Pablo introduce por primera vez esta expresión en Romanos capítulo 7, en contraposición al «régimen viejo de la letra». El viejo régimen de la letra se refiere a la ley, a los mandamientos escritos en tablas de piedra; en cambio el nuevo régimen del Espíritu corresponde al Nuevo Pacto, en que la ley está escrita en el corazón y en la conciencia del hombre, por el Espíritu Santo.
La letra aquí, lo mismo que en 2 Corintios 3, no se refiere al conocimiento humano, las letras humanas –como a veces se interpreta– sino a la letra de la ley de Moisés. O, lo que es lo mismo, a toda forma de religión que tiene toda su normativa fuera del hombre, y que se impone a él.
Es que el régimen de ambos pactos, el Antiguo y el Nuevo, difiere sustancialmente en esto. Obedecer la letra es atender la enorme cantidad de mandamientos escritos. Andar en el Espíritu, en cambio, es seguir la conducción que desde adentro, del corazón, hace el Espíritu Santo.
La fe cristiana es un asunto de Espíritu y no de letra. Consiste en vivir la vida de Dios, guiados por la Unción que «nos enseña todas las cosas» (1 Juan 2:27), y no un asunto de obedecer una lista de mandamientos. El imperativo de este régimen actúa desde dentro hacia afuera; el otro, desde afuera hacia adentro. El régimen nuevo echa mano a la vida de Dios que está en el corazón; el otro, obtiene sus recursos absolutamente en la voluntad del hombre, porque no hay Espíritu adentro.

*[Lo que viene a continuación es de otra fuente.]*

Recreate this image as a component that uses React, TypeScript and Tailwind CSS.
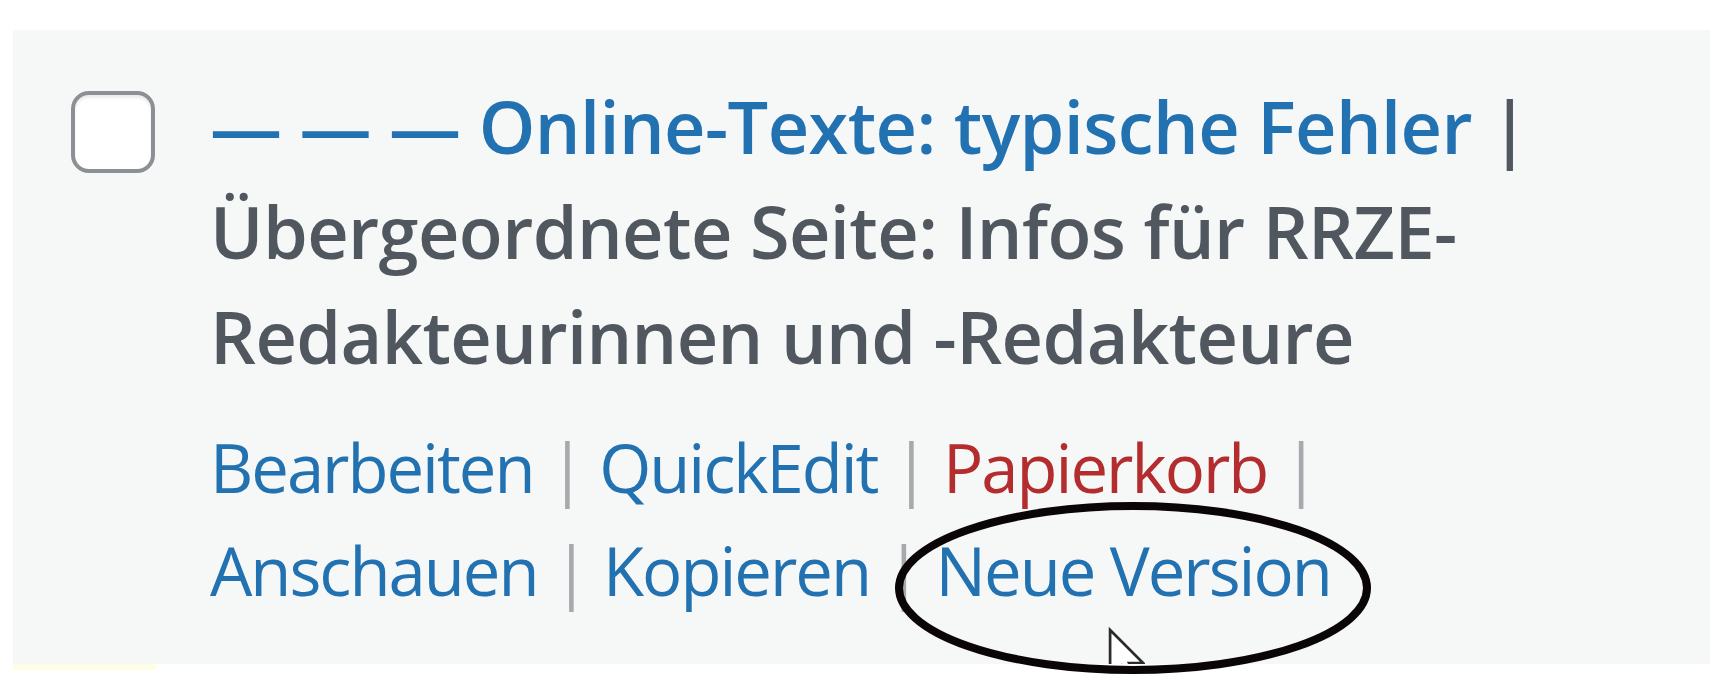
import type { ReactNode } from "react";

const font = { fontFamily: '"Open Sans", "Noto Sans", sans-serif' };

function Sep() {
  return <span className="text-[#a7aaad]"> | </span>;
}

function Action({ children, danger }: { children: ReactNode; danger?: boolean }) {
  return (
    <a href="#" className={danger ? "text-[#b32d2e]" : "text-[#2271b1]"}>
      {children}
    </a>
  );
}

export default function App() {
  return (
    <div className="min-h-screen bg-white pl-[13px] pt-[30px]" style={font}>
      <div className="relative w-[1697px]">
        <div className="relative flex h-[634px] overflow-hidden bg-[#f6f7f7]">
          <div className="pl-[58px] pt-[61px]">
            <div className="h-[82px] w-[84px] rounded-[18px] border-[4px] border-[#8c8f94] bg-white shadow-[inset_0_3px_3px_rgba(0,0,0,0.08)]" />
          </div>

          <div className="pl-[55px] pt-[44px]">
            <strong className="block text-[72px] font-semibold leading-[105px] tracking-[-0.008em] text-[#50575e]">
              <span className="block">
                <a href="#" className="text-[#2271b1]">
                  — — — Online-Texte: typische Fehler
                </a>{" "}
                |
              </span>
              <span className="block">Übergeordnete Seite: Infos für RRZE-</span>
              <span className="block">Redakteurinnen und -Redakteure</span>
            </strong>

            <div className="mt-[27px] text-[67px] leading-[103px] tracking-[-0.03em]">
              <div>
                <Action>Bearbeiten</Action>
                <Sep />
                <Action>QuickEdit</Action>
                <Sep />
                <Action danger>Papierkorb</Action>
                <Sep />
              </div>
              <div>
                <Action>Anschauen</Action>
                <Sep />
                <Action>Kopieren</Action>
                <Sep />
                <Action>Neue Version</Action>
              </div>
            </div>
          </div>

          {/* mouse pointer */}
          <svg
            className="absolute left-[1094px] top-[597px]"
            width="38"
            height="60"
            viewBox="0 0 12.6 20"
          >
            <path
              d="M1 1 L1 16.5 L4.8 12.9 L7.6 19 L10 18 L7.3 12 L12 12 Z"
              fill="#fff"
              stroke="#2b2b2b"
              strokeWidth="0.9"
              strokeLinejoin="miter"
            />
          </svg>
        </div>

        <div className="h-[6px] w-[143px] bg-[#fffde3]" />

        {/* hand-drawn highlight around "Neue Version" */}
        <svg
          className="absolute left-[880px] top-[470px]"
          width="480"
          height="176"
          viewBox="0 0 480 176"
        >
          <ellipse
            cx="240"
            cy="88"
            rx="234"
            ry="82"
            fill="none"
            stroke="#0a0608"
            strokeWidth="8"
          />
        </svg>
      </div>
    </div>
  );
}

El cristianismo es una realidad viva, no una doctrina que se impone. El Antiguo Pacto descansa en leyes, porque no tiene espíritu. El Nuevo descansa en el Espíritu, así que no hay leyes, excepto la ley de Cristo (1 Cor. 9:21; Gál. 6:2), que es la ley del amor (Rom. 13:10), y de la libertad (Stgo. 2:12).
Cristo, viviendo por el Espíritu en el creyente, vive una vida de tal calidad, que no requiere ley alguna. No peca de modo alguno, y es capaz de vencer todo pecado. Es la ley del amor, porque el amor no hace mal al prójimo, y el que ama «todo lo sufre, todo lo cree, todo lo espera, todo lo soporta». Es la ley de la libertad, porque la vida de Cristo no requiere restricciones.
Aquello que a algunos pueda parecerle leyes, son en realidad sugerencias, ruegos, demandas, hechas por el Espíritu, no al hombre, sino a la vida divina que está en el corazón del creyente. En el Nuevo Pacto no es el hombre que obedece leyes –ya quedó demostrado que es incapaz de hacerlo– sino que es el poder de la gracia actuando en el cristiano.
Un creyente obediente al Espíritu para el amor y la libertad no requiere de ley alguna. Todo lo que haga será la expresión de la vida nueva que tiene adentro. Una vida celestial, dulce y generosa; potente y delicada – la vida eterna de Dios en Cristo.